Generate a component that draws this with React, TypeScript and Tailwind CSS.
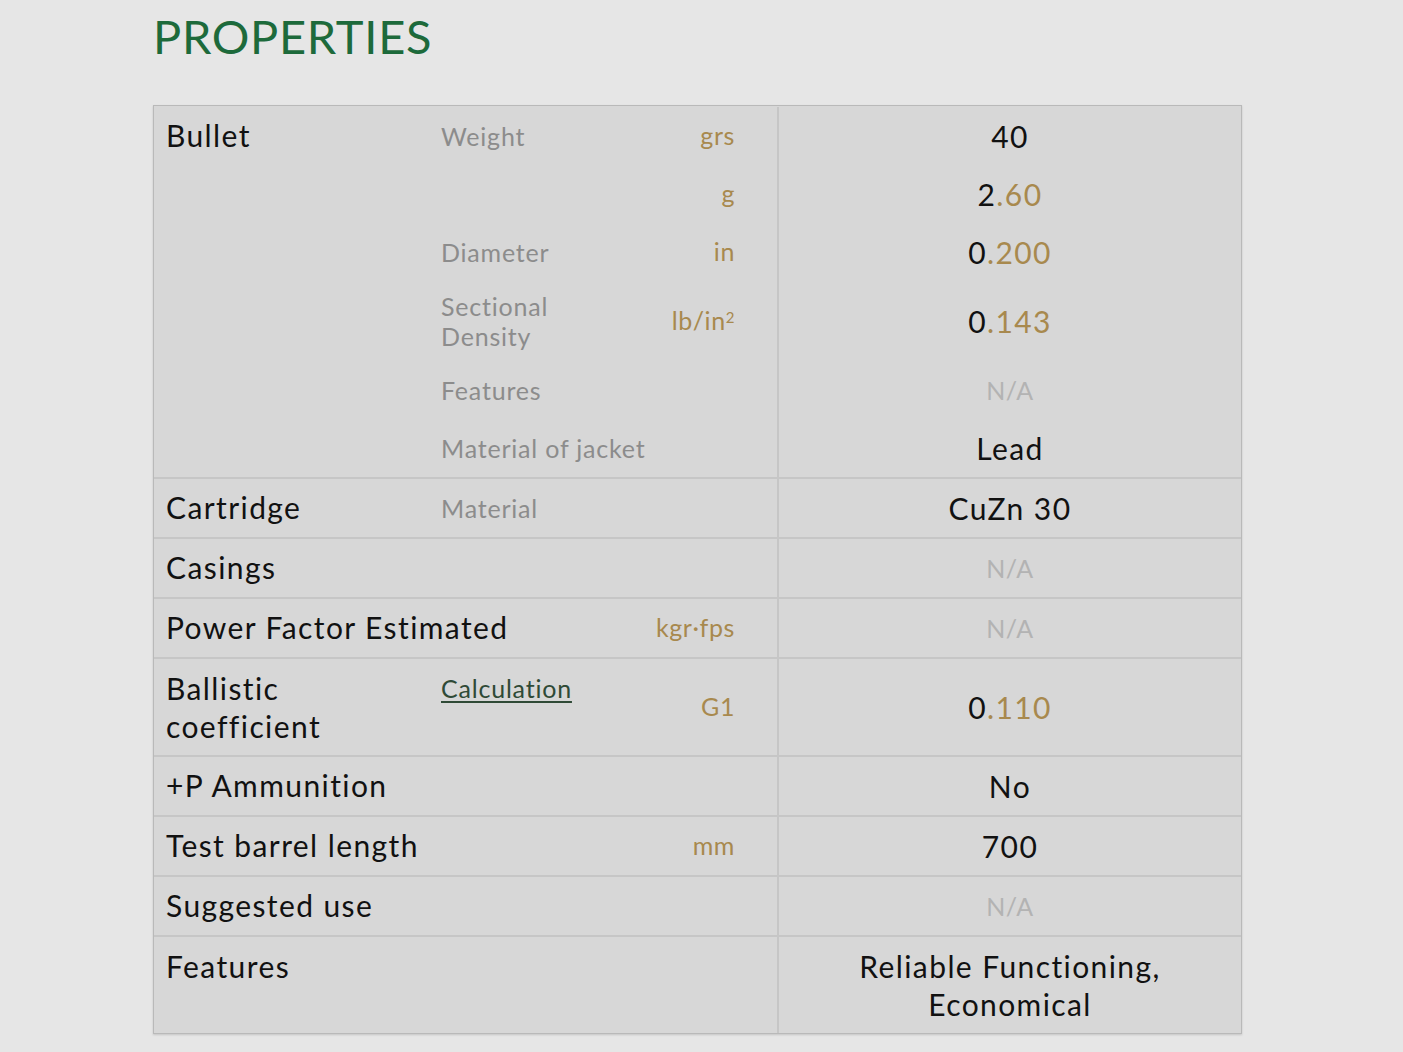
import React from "react";

const F = { fontFamily: "Lato, 'Noto Sans', sans-serif" };

function Num({ i, d }: { i: string; d: string }) {
  return (
    <span>
      <span className="text-[#111]">{i}</span>
      <span className="text-[#a8894e]">{d}</span>
    </span>
  );
}

function NA() {
  return <span className="text-[#b3b3b3] text-[25px] tracking-[0.6px]">N/A</span>;
}

type Sub = { sub?: React.ReactNode; unit?: React.ReactNode; value: React.ReactNode; h: string };

function Row({
  label,
  subs,
  labelTop,
  last,
}: {
  label: React.ReactNode;
  subs: Sub[];
  labelTop?: boolean;
  last?: boolean;
}) {
  return (
    <div className={`flex ${last ? "" : "border-b-2 border-[#c6c6c6]"}`}>
      <div className="w-[286px] shrink-0 pl-[12px] relative">
        <div
          className={`text-[30px] leading-[38px] tracking-[1.4px] text-[#111] whitespace-nowrap ${
            labelTop ? "pt-[10px]" : "h-full flex items-center pb-[3px]"
          }`}
        >
          {label}
        </div>
      </div>
      <div className="flex-1 flex flex-col">
        {subs.map((s, i) => (
          <div key={i} className={`flex ${s.h}`}>
            <div className="w-[220px] shrink-0 flex items-center pl-[1px] text-[25px] leading-[30px] tracking-[0.8px] text-[#8c8c8c] whitespace-nowrap">
              {s.sub}
            </div>
            <div className="w-[117px] shrink-0 flex items-center justify-end pr-[42px] text-[25px] tracking-[0.6px] text-[#a8894e] whitespace-nowrap">
              {s.unit}
            </div>
            <div className="flex-1 border-l-2 border-[#c6c6c6] flex items-center justify-center text-center text-[30px] leading-[38px] tracking-[1.4px] text-[#111]">
              {s.value}
            </div>
          </div>
        ))}
      </div>
    </div>
  );
}

export default function App() {
  return (
    <div className="min-h-[1052px] bg-[#e6e6e6] pl-[153px]" style={F}>
      <h1 className="text-[47px] leading-none text-[#1d6a3b] pt-[13px] tracking-[0.7px]">PROPERTIES</h1>
      <div className="mt-[45px] w-[1089px] border border-[#b9b9b9] bg-[#d7d7d7] shadow-[0_1px_2px_rgba(0,0,0,0.15)]">
        <Row
          label="Bullet"
          labelTop
          subs={[
            { sub: "Weight", unit: "grs", value: "40", h: "h-[58px] mt-[1px]" },
            { unit: "g", value: <Num i="2" d=".60" />, h: "h-[58px]" },
            { sub: "Diameter", unit: "in", value: <Num i="0" d=".200" />, h: "h-[58px]" },
            {
              sub: (
                <span>
                  Sectional
                  <br />
                  Density
                </span>
              ),
              unit: (
                <span>
                  lb/in<sup className="text-[15px]">2</sup>
                </span>
              ),
              value: <Num i="0" d=".143" />,
              h: "h-[80px]",
            },
            { sub: "Features", value: <NA />, h: "h-[58px]" },
            { sub: "Material of jacket", value: "Lead", h: "h-[58px]" },
          ]}
        />
        <Row label="Cartridge" subs={[{ sub: "Material", value: "CuZn 30", h: "h-[58px]" }]} />
        <Row label="Casings" subs={[{ value: <NA />, h: "h-[58px]" }]} />
        <Row label="Power Factor Estimated" subs={[{ unit: "kgr·fps", value: <NA />, h: "h-[58px]" }]} />
        <div className="flex border-b-2 border-[#c6c6c6] h-[98px]">
          <div className="w-[286px] shrink-0 pl-[12px] flex items-center text-[30px] leading-[38px] tracking-[1.4px] text-[#111]">
            <span>
              Ballistic
              <br />
              coefficient
            </span>
          </div>
          <div className="w-[220px] shrink-0 pl-[1px] pt-[14px] text-[25px] leading-[30px] tracking-[0.8px]">
            <a className="text-[#2f4a36] underline underline-offset-[3px]">Calculation</a>
          </div>
          <div className="w-[117px] shrink-0 flex items-center justify-end pr-[42px] text-[25px] tracking-[0.6px] text-[#a8894e]">G1</div>
          <div className="flex-1 border-l-2 border-[#c6c6c6] flex items-center justify-center text-[30px] tracking-[1.4px]">
            <Num i="0" d=".110" />
          </div>
        </div>
        <Row label="+P Ammunition" subs={[{ value: "No", h: "h-[58px]" }]} />
        <Row label="Test barrel length" subs={[{ unit: "mm", value: "700", h: "h-[58px]" }]} />
        <Row label="Suggested use" subs={[{ value: <NA />, h: "h-[58px]" }]} />
        <Row
          label="Features"
          labelTop
          last
          subs={[
            {
              value: (
                <span>
                  Reliable Functioning,
                  <br />
                  Economical
                </span>
              ),
              h: "h-[96px]",
            },
          ]}
        />
      </div>
    </div>
  );
}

····················

• Exercise details
Repeat the lines exactly as they stand, from the opening line of the data through the line with "React.ReactNode; unit?: React.ReactNode;". Pictures stay out of the copy.

• Task solution
Generate a component that draws this with React, TypeScript and Tailwind CSS.
import React from "react";

const F = { fontFamily: "Lato, 'Noto Sans', sans-serif" };

function Num({ i, d }: { i: string; d: string }) {
  return (
    <span>
      <span className="text-[#111]">{i}</span>
      <span className="text-[#a8894e]">{d}</span>
    </span>
  );
}

function NA() {
  return <span className="text-[#b3b3b3] text-[25px] tracking-[0.6px]">N/A</span>;
}

type Sub = { sub?: React.ReactNode; unit?: React.ReactNode; value: React.ReactNode; h: string };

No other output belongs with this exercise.